Later groups - the center is already three-quarters booked for 1987 by church congregations, school classes, trade unions, and independent youth groups - will bring together West German, Polish, Israeli, Dutch, and probably American young people in the first year.

Under joint Polish-Aktion leadership they will watch films, read about Hitler's extermination camps, meet survivors, and discuss how to prevent such atrocities from ever happening again. Protestant, Roman Catholic, and Jewish theologians will also explore in ecumenical session the concept of ``God after Auschwitz.''

For Aktion it is the realization of a 15-year-old dream in the face of both Polish mistrust and a strong desire by many Germans to put Auschwitz behind them once and for all. The director of Aktion's East European section, Christian Heubner, considers it ``one of the rare victories of the visionaries over the `realists.'''

As he explained in an interview at Aktion's headquarters, the organization conceived the idea of a youth center in Auschwitz after the treaty of 1970 normalized relations between West Germany and Poland for the first time since the end of World War II. But many Poles, from a nation that suffered more dead proportionally than any other country in World War II, still wanted to have nothing to do with Germans. And many older West Germans thought it was time to forget this historical nadir and find instead ``a place where youth could meet without the burden of the past.''

On the Polish side, Aktion eventually won the cooperation of the Society of Veteran Fighters for Freedom and Democracy and laid the cornerstone for the center in 1980. When martial law was declared the work came to a halt. Not until 1985 did Poland allow Aktion to proceed.

On the West German side, opposition to the idea was so strong that Aktion initially received no government money for its project (a notable omission in a country that heavily subsidizes cultural and service organizations). Aktion first collected 1 million marks (about $500,000, or a quarter of the total cost) from private donors, then eventually got additional indirect funding from the federal government and direct funding from every West German state except one.

All along Aktion has seen Auschwitz as that which had the most meaning for youth meetings, Mr. Heubner says. ``It symbolized the lowest point in German-Polish history, the lowest point in Jewish-German relations, one of the lowest points in man's inhumanity to man. The motivation to speak with one another is greater there. The greater emotion opens people up more for dialogue than would be the case in Masuria [an area in northeast Poland] or in some sunny mountain meadow.''

But, ``What is needed is not emotional reaction, but reflection,'' Heubner notes. ``You can't leave it at emotions. Beyond emotions we need to reflect on the causes [for the bestiality at Auschwitz], to see what that has to do with life today in our own experience. In Germany it's very interesting: Emotion and reflection seldom come together. But Auschwitz is a typical place where [a purely intellectual approach] without emotion doesn't work - but emotion alone is inadequate.''

Heubner's judgment arises out of a decade of watching some 30,000 Aktion volunteers working in the Holocaust memorials in Israel and Auschwitz. Aktion's projects there have helped encourage reconciliation between Germans, Poles, and Jews - and, more unexpectedly, between the generations in West Germany itself. Through these programs victims of the Holocaust have to some extent been able to convey to young Germans what it was like. And with the building of the new youth center some have finally been able to turn to future hopes instead of just rehearsing the past.
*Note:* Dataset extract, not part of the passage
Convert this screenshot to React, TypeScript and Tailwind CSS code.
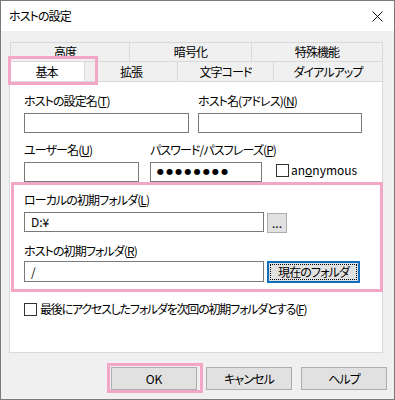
import React from "react";

const Input = ({ w, h = 20, children }: { w: number; h?: number; children?: React.ReactNode }) => (
  <div
    className="border border-[#7a7a7a] bg-white flex items-center pl-[6px] shrink-0"
    style={{ width: w, height: h }}
  >
    {children}
  </div>
);

const Box = () => <div className="w-[13px] h-[13px] border border-[#333333] bg-white shrink-0" />;

const Btn = ({ children }: { children: React.ReactNode }) => (
  <div className="w-[86px] h-[23px] border border-[#adadad] bg-[#e1e1e1] flex items-center justify-center">
    {children}
  </div>
);

export default function App() {
  return (
    <div className="relative w-[395px] h-[400px] border border-[#7a7a7a] bg-[#f0f0f0] text-black text-[12px] leading-[16px] tracking-[-0.9px] whitespace-nowrap font-['Noto_Sans_CJK_JP',sans-serif] [font-feature-settings:'palt'] flex flex-col overflow-hidden">
      {/* title bar */}
      <div className="h-[30px] bg-white flex items-center justify-between pl-[8px] pr-[10px] shrink-0">
        <span>ホストの設定</span>
        <svg width="11" height="11" viewBox="0 0 11 11" className="mr-[1px]">
          <path d="M0.5 0.5L10.5 10.5M10.5 0.5L0.5 10.5" stroke="#111" strokeWidth="1" />
        </svg>
      </div>

      {/* tabs */}
      <div className="mt-[11px] ml-[9px] w-[373px] flex flex-col">
        <div className="flex h-[19px]">
          <div className="w-[119px] border-t border-l border-[#d9d9d9] flex items-center justify-center pr-[10px]">高度</div>
          <div className="w-[122px] border-t border-l border-[#d9d9d9] flex items-center justify-center">暗号化</div>
          <div className="w-[132px] border-t border-l border-r border-[#d9d9d9] flex items-center justify-center">特殊機能</div>
        </div>
        <div className="flex h-[20px]">
          <div className="w-[74px] bg-white border-t border-l border-[#d9d9d9] flex items-center justify-center pr-[2px]">基本</div>
          <div className="w-[93px] border-t border-l border-[#d9d9d9] flex items-center justify-center">拡張</div>
          <div className="w-[96px] border-t border-l border-[#d9d9d9] flex items-center justify-center">文字コード</div>
          <div className="w-[110px] border-t border-l border-r border-[#d9d9d9] flex items-center justify-center">ダイアルアップ</div>
        </div>
      </div>

      {/* panel */}
      <div className="ml-[8px] w-[374px] h-[272px] bg-white border border-[#d9d9d9] flex flex-col shrink-0">
        <div className="flex pl-[14px] pt-[11px] gap-[9px]">
          <div className="flex flex-col gap-[4px]">
            <span>ホストの設定名(<u>T</u>)</span>
            <Input w={165} />
          </div>
          <div className="flex flex-col gap-[4px]">
            <span>ホスト名(アドレス)(<u>N</u>)</span>
            <Input w={164} />
          </div>
        </div>
        <div className="flex pl-[14px] pt-[9px]">
          <div className="flex flex-col gap-[4px] w-[126px]">
            <span>ユーザー名(<u>U</u>)</span>
            <Input w={115} />
          </div>
          <div className="flex flex-col gap-[4px] w-[126px]">
            <span>パスワード/パスフレーズ(<u>P</u>)</span>
            <Input w={112}>
              <span className="font-['DejaVu_Sans',sans-serif] text-[8px] tracking-[2.2px] leading-none">●●●●●●●●</span>
            </Input>
          </div>
          <div className="flex items-center gap-[2px] self-end mb-[4px]">
            <Box />
            <span className="tracking-normal">
              an<u>o</u>nymous
            </span>
          </div>
        </div>

        {/* pink group */}
        <div className="ml-[1px] w-[372px] h-[110px] border-[3px] border-[#f3a6c6] flex flex-col pl-[10px] pt-[7px]">
          <span>ローカルの初期フォルダ(<u>L</u>)</span>
          <div className="flex items-start gap-[3px] mt-[4px]">
            <Input w={240}>
              <span className="tracking-normal">D:¥</span>
            </Input>
            <div className="mt-[1px] w-[20px] h-[20px] border border-[#adadad] bg-[#e1e1e1] flex items-end justify-center pb-[3px] leading-none tracking-normal">
              ...
            </div>
          </div>
          <span className="mt-[10px]">ホストの初期フォルダ(<u>R</u>)</span>
          <div className="flex items-start gap-[3px] mt-[2px]">
            <Input w={240} h={21}>/</Input>
            <div className="w-[93px] h-[22px] border-2 border-[#0f6cbd] bg-[#e1e1e1] p-[1px]">
              <div className="w-full h-full border border-dotted border-black flex items-center justify-center">
                現在のフォルダ
              </div>
            </div>
          </div>
        </div>

        <div className="flex items-center gap-[3px] pl-[14px] mt-[9px]">
          <Box />
          <span className="tracking-[-1.2px]">最後にアクセスしたフォルダを次回の初期フォルダとする(<u>F</u>)</span>
        </div>
      </div>

      {/* buttons */}
      <div className="flex justify-end gap-[9px] mt-[14px] mr-[7px]">
        <div className="relative">
          <Btn>
            <span className="tracking-normal">OK</span>
          </Btn>
          <div className="absolute -left-[4px] -top-[4px] w-[96px] h-[30px] border-[3px] border-[#f3a6c6]" />
        </div>
        <Btn>キャンセル</Btn>
        <Btn>ヘルプ</Btn>
      </div>

      {/* pink highlight over selected tab */}
      <div className="absolute left-[7px] top-[55px] w-[90px] h-[29px] border-[3px] border-[#f3a6c6]" />
    </div>
  );
}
This coming to terms with the past among older generations has not been limited to the persecuted. Some of the persecutors, or at least those who tolerated the persecution by not lifting their voices against it, have also come to reassess their own experience, to realize and to convey to the younger generations what a loss of humanity they themselves suffered by their own passivity in the face of Hitler's oppression.

A number of these, Heubner suggests - people who used to be defensive about their conduct in the Nazi era, contending that they knew nothing about the genocide of the Jews - have come, through the Auschwitz project and the peace movement, to see such willed blindness as a denial of their own character.

Through these causes, says Heubner, they managed ``to break their silence over the ruined years, to bridge the gap and see that these years were also for them lost years of youth, of love, of tenderness, destroyed through their own [betrayal of conscience]. They have [now] pushed things to the point of analysis. They have admitted the pain within them.'' This move away from a reflex justification of their own inaction ``is a great service to democratic culture in the Federal Republic [of West Germany].'' For some it has been ``the first stimulus to speak, to open themselves to their own history.''

A prime example is the architect who donated the plans for the Auschwitz center, Helmut Morlock. As a student in one of the Nazi elite schools at war's end he was in training to become one of the new ``Aryan'' rulers. Now he has dedicated his work for the center ``not just to the dead but also to the living,'' Heubner says.

With time, Aktion hopes some East Germans will also participate in the working out of German history at the Auschwitz center. This is a sensitive area, since the East Germans have never assumed responsibility for making amends for the crimes of Hitler's Germans - and since the Poles have an aversion to pan-German dialogue.